Return the entries verbatim and drop every picture.

Web page code records:
— Begin —

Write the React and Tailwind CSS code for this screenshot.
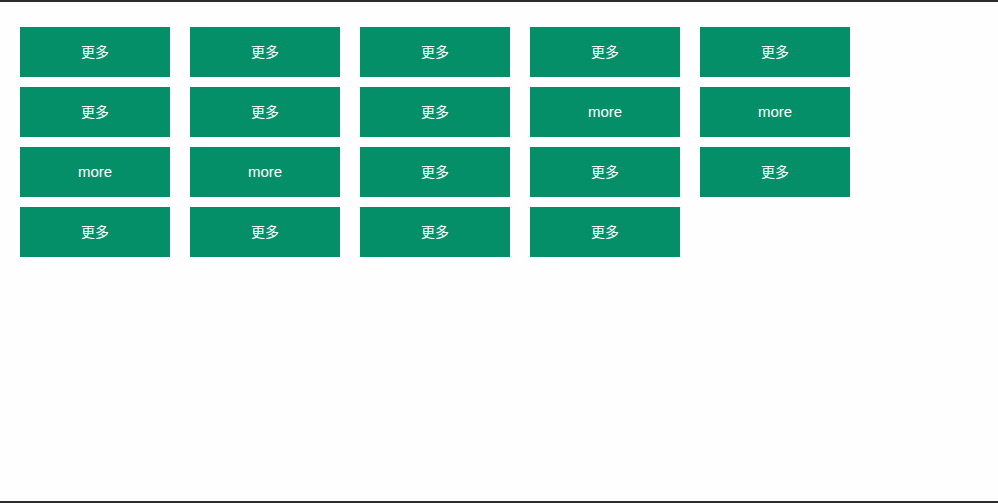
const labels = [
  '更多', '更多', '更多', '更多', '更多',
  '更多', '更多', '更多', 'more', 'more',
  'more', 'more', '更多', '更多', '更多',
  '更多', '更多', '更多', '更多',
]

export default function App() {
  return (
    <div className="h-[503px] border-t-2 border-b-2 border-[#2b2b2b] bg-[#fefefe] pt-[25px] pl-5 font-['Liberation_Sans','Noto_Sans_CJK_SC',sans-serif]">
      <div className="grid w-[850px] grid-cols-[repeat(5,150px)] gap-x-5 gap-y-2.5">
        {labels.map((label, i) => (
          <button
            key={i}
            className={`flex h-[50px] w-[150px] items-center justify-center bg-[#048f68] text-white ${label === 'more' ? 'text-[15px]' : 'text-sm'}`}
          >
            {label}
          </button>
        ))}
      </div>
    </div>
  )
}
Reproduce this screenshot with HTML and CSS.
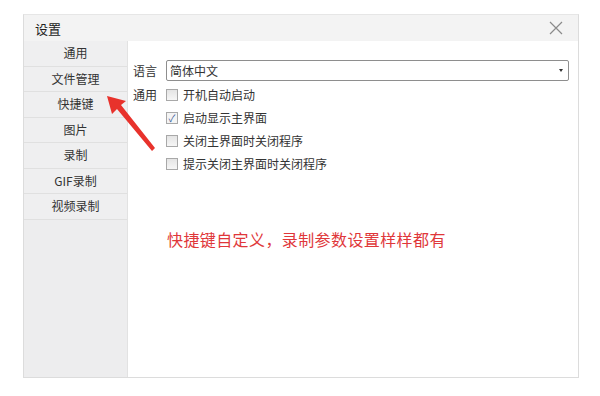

— End —

Problem solution:
Write the React and Tailwind CSS code for this screenshot.
const labels = [
  '更多', '更多', '更多', '更多', '更多',
  '更多', '更多', '更多', 'more', 'more',
  'more', 'more', '更多', '更多', '更多',
  '更多', '更多', '更多', '更多',
]

export default function App() {
  return (
    <div className="h-[503px] border-t-2 border-b-2 border-[#2b2b2b] bg-[#fefefe] pt-[25px] pl-5 font-['Liberation_Sans','Noto_Sans_CJK_SC',sans-serif]">
      <div className="grid w-[850px] grid-cols-[repeat(5,150px)] gap-x-5 gap-y-2.5">
        {labels.map((label, i) => (
          <button
            key={i}
            className={`flex h-[50px] w-[150px] items-center justify-center bg-[#048f68] text-white ${label === 'more' ? 'text-[15px]' : 'text-sm'}`}
          >
            {label}
          </button>
        ))}
      </div>
    </div>
  )
}
Reproduce this screenshot with HTML and CSS.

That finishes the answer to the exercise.